Organisation of African Youth
- Abbreviation: OAYouth
- Formation: August 2009; 17 years ago
- Type: Youth-led non-governmental organization
- Legal status: International non-governmental organization
- Purpose: Continental umbrella body for African youth organisations, established in the framework of the African Youth Charter
- Headquarters: 53 De Korte Street, Johannesburg, South Africa
- Region served: Africa
- Members: Youth aged 15–35 and national member organisations
- Website: www.oayouth.org

= Organisation of African Youth =

Umbrella movement of all youth in Africa

Organisation of African Youth (OAYouth) is an umbrella movement of youth organisations in Africa, independent of governments, parties or intergovernmental organisations.
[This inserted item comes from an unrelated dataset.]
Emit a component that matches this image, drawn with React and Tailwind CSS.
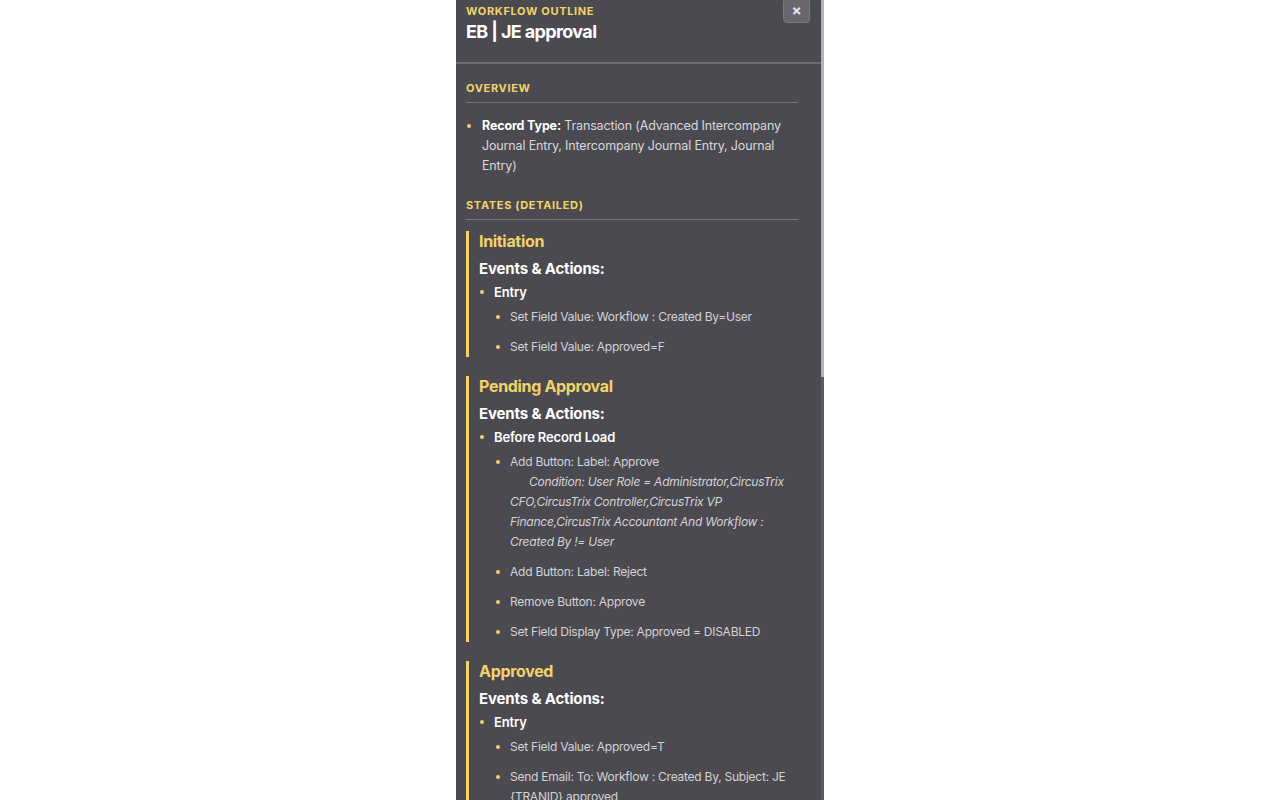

It was formed in August 2009, following the entry into force of the African Youth Charter, which was adopted by the Assembly of Heads of State and Government of the African Union in Banjul on 2 July 2006 and entered into force on 8 August 2009. The organisation is headquartered in Johannesburg, South Africa. It is legally registered in a number of African countries and operates through a charter in others.

Pursuant to the African Youth Charter, OAYouth identifies youth as African young people between the ages of 15 and 35.

As of 2016, OAYouth reported member organisations in 38 of the 54 African Union member states.